The next component is the implementation of the above in practical ways. Funding of projects, community engagement, well-designed installations using multidisciplinary expertise and inputs plus leading management practices and future monitoring can all be supported through data collection.

One can only imagine a future urban forest of canopy everywhere and the possibilities this brings. But consistently, the biggest cause of urban tree decline and failure is the impact to tree health through incisions to the essential components of trees. The feeder and structural root zone, structural branches and canopy are all crucial to individual tree health. So too is the makeup, volume, health and biological function of the medium in which the tree grows. The impacts of grey infrastructure are detrimental to tree health and dense canopy cover.

canopy

Powerline infrastructure, The NBN, water and sewer, gas, footpaths, roads, and building footings all affect individual tree health and life expectancy. Data from these infrastructure examples can be overlaid and enable urban forest managers to understand the viability of tree establishment and potential future issues posed by these grey asset services, but let us not forget the importance of the green assets and the functional value they provide, and prioritise accordingly.

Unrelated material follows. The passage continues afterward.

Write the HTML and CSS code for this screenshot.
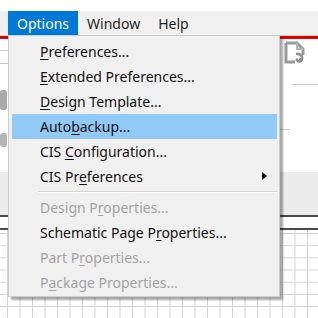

These green assets can and will far outlive the grey assets and provide accumulated benefits as they continue to grow and connect the urban forest.

canopy

Canopy cover takes decades to form. When canopy cover provides quantifiable functional value and maximum productivity, these trees are likely to have their employment terminated due to powerline intrusion. Urban forestry needs a sound business and employment model for its botanical employees to be successful.

Even though by present definitions, the term ‘urban forest’ could be considered an oxymoron, it is essential for future human habitation in cities that this nexus is dealt with scientifically and with holistic evidence to find a way of dealing with current shortcomings and future pressures. There can be successful outcomes, but they do not happen without historic evidence and detailed consideration of the many variables impacting on and affecting the synthesised environment of the urban landscape. If trees continue to be planted without consideration of complete and complex data of the whole living organism across a suburban landscape, it will end up as a canopy looking like a road map due to the never ending confinement of canopy from grey infrastructure. Additionally, these trees are very unlikely to reach their mature size and age to provide quantifiable functional services thereby becoming earmarked for removal due to poor condition.

In future, if current research findings are heeded, the green canopy cover provided by a healthy urban forest will find its place as being incredibly valuable to urban habitation; it is nearly as important as most basic essentials such as clean water supply. The difference is that the tap cannot be turned on or off – it takes decades for individual (healthy) trees to begin to provide quantifiable benefits such as reduced urban heat island effect. With decades of investment, these natural assets could provide services that have cost the community an invaluable element – time. It is incumbent upon policy makers, designers and managers to build on that investment so the trees continue to flourish to further benefit following generations. The conventional practice of over-pruning and lopping to ‘manage’ tree health and pre-empting reduced tree life expectancy due to external factors such as drought only add to the overall demise of the urban forest.

With access to reliable long term whole-tree data, good design and planning of tree placement may well help overcome the oxymoron of the future urban forest. Much more investment is needed in complex scientific research to further develop an intricate understanding of the urban forest biome so its real potential can be realised.

All who have a stake in the matter will need to be open to ongoing collaborative efforts to enhance an already ailing urban forest. Commitment is needed now to embark on this journey and embrace the concept of passing it forward.